Holiday Travel Simplified with Agent Empowerment
By: Mayur Anadkat
As many of you will be traveling this holiday season, I'm sure you can relate to this. I've traveled internationally plenty of times, been in many airports, but this time, recently traversing the Toronto airport, it was different. As I was leaving GTACC, Canada's premier event for the contact center industry, I was blown-away by my horrific experience in this airport. I find it ironic that I just came from GTACC speaking about how customer experience is so critical to business, and then end up with the exact opposite. So here's what happened...

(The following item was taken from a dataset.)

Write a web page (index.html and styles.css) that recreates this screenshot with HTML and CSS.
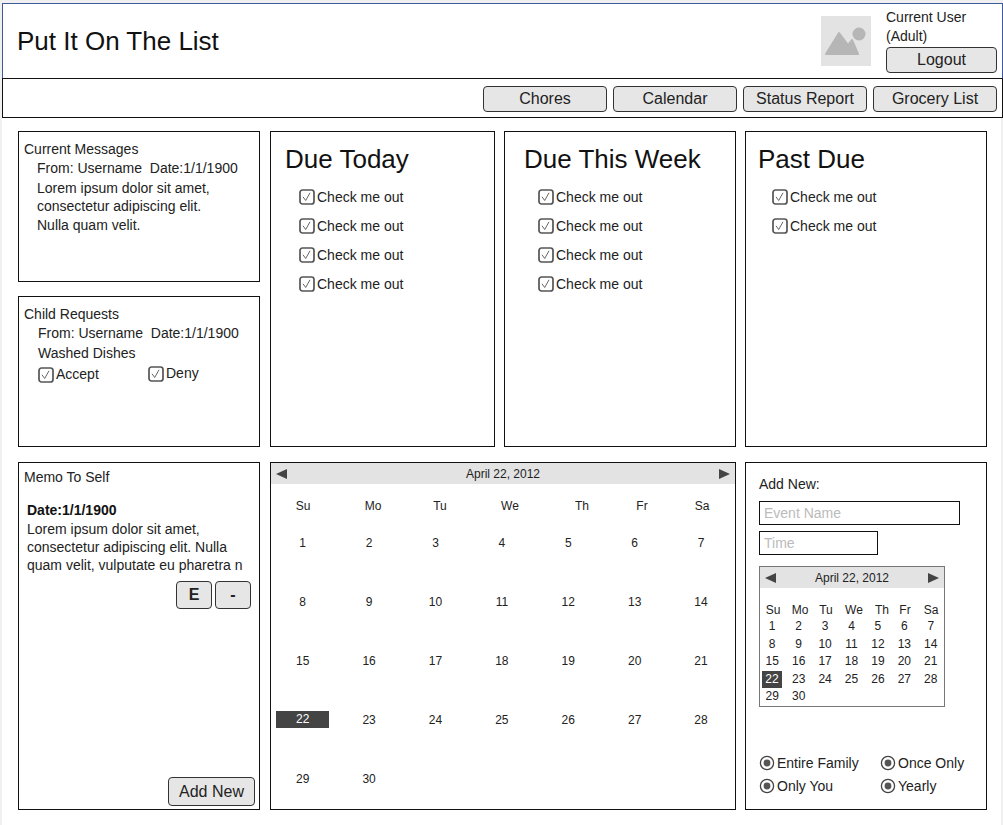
FILE: index.html
```html
<!DOCTYPE html>
<html lang="en">
<head>
<meta charset="UTF-8">
<title>Put It On The List</title>
<link rel="stylesheet" href="styles.css">
</head>
<body>
<svg class="defs" width="0" height="0">
	<symbol id="check" viewBox="0 0 16 16">
		<rect x="1" y="1" width="14" height="14" rx="2.5" fill="#fff" stroke="#555" stroke-width="1.7"/>
		<path d="M4 7.8 L6.7 11.5 L11 3.8" fill="none" stroke="#555" stroke-width="0.9"/>
	</symbol>
	<symbol id="radio" viewBox="0 0 16 16">
		<circle cx="8" cy="8" r="6.6" fill="#fff" stroke="#444" stroke-width="1.3"/>
		<circle cx="8" cy="8" r="3.4" fill="#555"/>
	</symbol>
</svg>

<header class="top">
	<h1>Put It On The List</h1>
	<div class="user">
		<svg class="avatar" viewBox="0 0 50 50" width="50" height="50">
			<rect width="50" height="50" fill="#e3e3e3"/>
			<circle cx="38" cy="18" r="6.5" fill="#b6b6b6"/>
			<path d="M5 38 L18 17 L27 29 L31 24 L37 38 Z" fill="#b6b6b6" stroke="#b6b6b6" stroke-width="2" stroke-linejoin="round"/>
		</svg>
		<div class="user-info">
			<div>Current User</div>
			<div>(Adult)</div>
			<button class="btn logout">Logout</button>
		</div>
	</div>
</header>

<nav class="nav">
	<button class="btn">Chores</button>
	<button class="btn">Calendar</button>
	<button class="btn">Status Report</button>
	<button class="btn">Grocery List</button>
</nav>

<main class="board">
	<div class="side">
		<section class="panel small">
			<div class="title">Current Messages</div>
			<div class="line ind13">From: Username  Date:1/1/1900</div>
			<div class="copy ind13">Lorem ipsum dolor sit amet,<br>consectetur adipiscing elit.<br>Nulla quam velit.</div>
		</section>
		<section class="panel small">
			<div class="title">Child Requests</div>
			<div class="line ind14">From: Username  Date:1/1/1900</div>
			<div class="line ind14">Washed Dishes</div>
			<div class="answers ind14">
				<label class="opt accept"><svg class="ico"><use href="#check"/></svg>Accept</label>
				<label class="opt deny"><svg class="ico"><use href="#check"/></svg>Deny</label>
			</div>
		</section>
	</div>

	<section class="panel due today">
		<h2>Due Today</h2>
		<label class="opt"><svg class="ico"><use href="#check"/></svg>Check me out</label>
		<label class="opt"><svg class="ico"><use href="#check"/></svg>Check me out</label>
		<label class="opt"><svg class="ico"><use href="#check"/></svg>Check me out</label>
		<label class="opt"><svg class="ico"><use href="#check"/></svg>Check me out</label>
	</section>
	<section class="panel due week">
		<h2>Due This Week</h2>
		<label class="opt"><svg class="ico"><use href="#check"/></svg>Check me out</label>
		<label class="opt"><svg class="ico"><use href="#check"/></svg>Check me out</label>
		<label class="opt"><svg class="ico"><use href="#check"/></svg>Check me out</label>
		<label class="opt"><svg class="ico"><use href="#check"/></svg>Check me out</label>
	</section>
	<section class="panel due past">
		<h2>Past Due</h2>
		<label class="opt"><svg class="ico"><use href="#check"/></svg>Check me out</label>
		<label class="opt"><svg class="ico"><use href="#check"/></svg>Check me out</label>
	</section>

	<section class="panel memo">
		<div class="title">Memo To Self</div>
		<div class="memo-text">
			<b>Date:1/1/1900</b>
			Lorem ipsum dolor sit amet,<br>consectetur adipiscing elit. Nulla<br>quam velit, vulputate eu pharetra n
		</div>
		<div class="memo-btns">
			<button class="btn square"><b>E</b></button>
			<button class="btn square"><b>-</b></button>
		</div>
		<button class="btn add">Add New</button>
	</section>

	<section class="panel cal big">
		<div class="cal-bar"><i class="arrow left"></i><span>April 22, 2012</span><i class="arrow right"></i></div>
		<div class="cal-head">
			<span>Su</span><span>Mo</span><span>Tu</span><span>We</span><span>Th</span><span>Fr</span><span>Sa</span>
		</div>
		<div class="cal-days">
			<span>1</span><span>2</span><span>3</span><span>4</span><span>5</span><span>6</span><span>7</span>
			<span>8</span><span>9</span><span>10</span><span>11</span><span>12</span><span>13</span><span>14</span>
			<span>15</span><span>16</span><span>17</span><span>18</span><span>19</span><span>20</span><span>21</span>
			<span><em>22</em></span><span>23</span><span>24</span><span>25</span><span>26</span><span>27</span><span>28</span>
			<span>29</span><span>30</span>
		</div>
	</section>

	<section class="panel addnew">
		<div class="addnew-title">Add New:</div>
		<input class="field name" type="text" placeholder="Event Name">
		<input class="field time" type="text" placeholder="Time">
		<div class="cal mini">
			<div class="cal-bar"><i class="arrow left"></i><span>April 22, 2012</span><i class="arrow right"></i></div>
			<div class="cal-head">
				<span>Su</span><span>Mo</span><span>Tu</span><span>We</span><span>Th</span><span>Fr</span><span>Sa</span>
			</div>
			<div class="cal-days">
				<span>1</span><span>2</span><span>3</span><span>4</span><span>5</span><span>6</span><span>7</span>
				<span>8</span><span>9</span><span>10</span><span>11</span><span>12</span><span>13</span><span>14</span>
				<span>15</span><span>16</span><span>17</span><span>18</span><span>19</span><span>20</span><span>21</span>
				<span><em>22</em></span><span>23</span><span>24</span><span>25</span><span>26</span><span>27</span><span>28</span>
				<span>29</span><span>30</span>
			</div>
		</div>
		<div class="radios">
			<label class="opt"><svg class="ico"><use href="#radio"/></svg>Entire Family</label>
			<label class="opt"><svg class="ico"><use href="#radio"/></svg>Once Only</label>
			<label class="opt"><svg class="ico"><use href="#radio"/></svg>Only You</label>
			<label class="opt"><svg class="ico"><use href="#radio"/></svg>Yearly</label>
		</div>
	</section>
</main>
</body>
</html>
```

FILE: styles.css
```css
*{margin:0;padding:0;box-sizing:border-box;}
html,body{height:100%;}
body{
	display:flex;
	flex-direction:column;
	background:#f0f0f0;
	color:#222;
	font-family:"Liberation Sans",Arial,sans-serif;
	font-size:14px;
	padding-top:3px;
	overflow:hidden;
}
.defs{position:absolute;}

.btn{
	font-family:inherit;
	font-size:16px;
	color:#222;
	background:#e6e6e6;
	border:1px solid #333;
	border-radius:4px;
}

/* header */
.top{
	display:flex;
	justify-content:space-between;
	align-items:center;
	height:76px;
	margin-left:2px;
	border:1px solid #3f5a9c;
	background:#fff;
	padding:0 5px 0 14px;
}
.top h1{font-size:26px;font-weight:normal;color:#111;}
.user{display:flex;gap:15px;align-items:center;}
.avatar{display:block;}
.user-info{width:111px;line-height:19px;padding-top:1px;padding-bottom:2px;}
.logout{display:block;width:111px;height:26px;margin-top:1px;}

.nav{
	display:flex;
	justify-content:flex-end;
	gap:6px;
	height:40px;
	margin-left:2px;
	margin-top:-1px;
	border:1px solid #111;
	background:#fff;
	padding:7px 5px 0 0;
}
.nav .btn{width:124px;height:26px;}

/* main grid */
.board{
	flex:1;
	display:grid;
	grid-template-columns:242px 226px 232px 242px;
	grid-template-rows:316px 348px;
	column-gap:9px;
	row-gap:15px;
	margin:0 2px;
	background:#fff;
	padding:13px 0 0 16px;
}
.panel{border:1px solid #111;background:#fff;}
.side{display:flex;flex-direction:column;gap:14px;}
.small{height:151px;padding:8px 5px;line-height:19px;}
.title{line-height:19px;}
.line{white-space:pre;line-height:19.5px;}
.ind13{padding-left:13px;}
.ind14{padding-left:14px;}
.copy{line-height:18.5px;}

.opt{display:flex;align-items:center;height:19px;color:#222;}
.ico{width:16px;height:16px;margin-right:2px;flex:none;}

.answers{display:flex;margin-top:2px;}
.accept{width:110px;}
.deny{margin-top:-1px;}

/* due columns */
.today{margin-left:1px;}
.due h2{font-size:26px;font-weight:normal;color:#111;line-height:30px;margin-bottom:8px;}
.due{padding-top:12px;}
.due .opt{height:29px;}
.today{padding-left:14px;}
.today .opt{padding-left:14px;}
.week{padding-left:19px;}
.week .opt{padding-left:14px;}
.past{padding-left:12px;}
.past .opt{padding-left:14px;}

/* memo */
.memo{display:flex;flex-direction:column;padding:5px 4px 3px 5px;}
.memo-text{padding-left:3px;margin-top:14px;line-height:18px;white-space:nowrap;}
.memo-text b{display:block;color:#111;margin-bottom:1px;}
.memo-btns{display:flex;justify-content:flex-end;gap:3px;margin-top:7px;margin-right:4px;}
.square{width:36px;height:28px;}
.add{align-self:flex-end;width:87px;height:29px;margin-top:auto;}

/* calendars */
.big{grid-column:span 2;margin-left:1px;font-size:12px;}
.cal-bar{
	display:flex;
	justify-content:space-between;
	align-items:center;
	background:#e3e3e3;
	height:21px;
	padding:0 5px;
}
.arrow{display:block;width:0;height:0;border-top:5.5px solid transparent;border-bottom:5.5px solid transparent;}
.arrow.left{border-right:11px solid #444;}
.arrow.right{border-left:11px solid #444;}
.cal-head{display:grid;text-align:center;}
.cal-days{display:grid;text-align:center;}
.cal-days em{font-style:normal;background:#444;color:#fff;display:block;}

.big .cal-head{grid-template-columns:64px 76px 58px 82px 62px 58px 62px;padding-top:15px;line-height:14px;height:29px;}
.big .cal-days{grid-template-columns:repeat(7,66.4px);grid-auto-rows:59px;align-items:center;margin-left:-1.5px;}
.big .cal-days em{width:53px;height:17px;line-height:17px;margin:0 auto;}

.addnew{padding:12px 13px 0;display:flex;flex-direction:column;}
.addnew-title{line-height:19px;}
.field{
	display:block;
	height:24px;
	border:1px solid #111;
	font-family:inherit;
	font-size:14px;
	padding:0 4px;
	outline:none;
	background:#fff;
}
.field::placeholder{color:#bbb;opacity:1;}
.name{width:201px;margin-top:7px;}
.time{width:119px;margin-top:6px;}

.mini{width:186px;height:141px;border:1px solid #777;margin-top:11px;font-size:12px;}
.mini .cal-bar{height:21px;}
.mini .cal-head{grid-template-columns:26px 28px 24px 32px 24px 22px 30px;margin-top:14px;line-height:16px;}
.mini .cal-days{grid-template-columns:repeat(7,1fr);grid-auto-rows:17.5px;line-height:17px;margin-left:-1px;}
.mini .cal-days em{width:20px;margin-left:3px;}

.radios{display:grid;grid-template-columns:121px 1fr;row-gap:4px;margin-top:46px;}
```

All computers that ran the customs process go down for many hours early in the morning. How long will this take? Will I miss my flight? I still have to go through security after this. Here I am with hundreds of other travelers having the same concerns and anxiously waiting for the customs employees to check passports, fingerprints, and answer questions. Since the computers were down, their best system for backup was one employee manually checking one traveler at a time. I finally asked a customs usher to be moved to the front of the line to avoid missing my flight. They said "don't worry, the airlines are aware we are running late and are holding the planes for passengers." I was lied to. I missed my flight while standing in the customs line. I proceed to call my airline and make a new flight before making it to security. I tell the security usher I missed my first flight. She tells me I have to go back out to the checking counter to get a new boarding pass. Once again, I was completely misinformed. I didn't know this at the time.
I wait in the manual customs line once again, this time a little bit quicker. I tell the new customs usher this is my second time through this line after I missed my first flight. He was very surprised by all the miscommunication and wrong information I received from each person. After this unnecessary 5 hour journey through Toronto airport, I finally make it through customs, miss my flight, customs again, security, and then to the airline gate. I have to let the airline attendant know what I have been through to arrive at this gate. She said "we don't hold planes for passengers, even if there is a hold up at customs or security." So what does all this mean?
It means I encountered 4 agents and none of them will talk to each other to solve a problem, and they all point the finger at someone else when something goes wrong. Sound familiar? Put yourself in any silo-ed contact center's position during a peak volume and it's almost the same. This is an example of why agent empowerment is so critical, regardless of the type of environment or technology. The agents are only trained to know their portion, once a customer moves past their portion, the customer is no longer a concern. Most agents today are not given the right tools or knowledge to solve a problem by working together. There is clearly room for improvement in most organizations that provide customer experience. I say we begin with empowering the agents.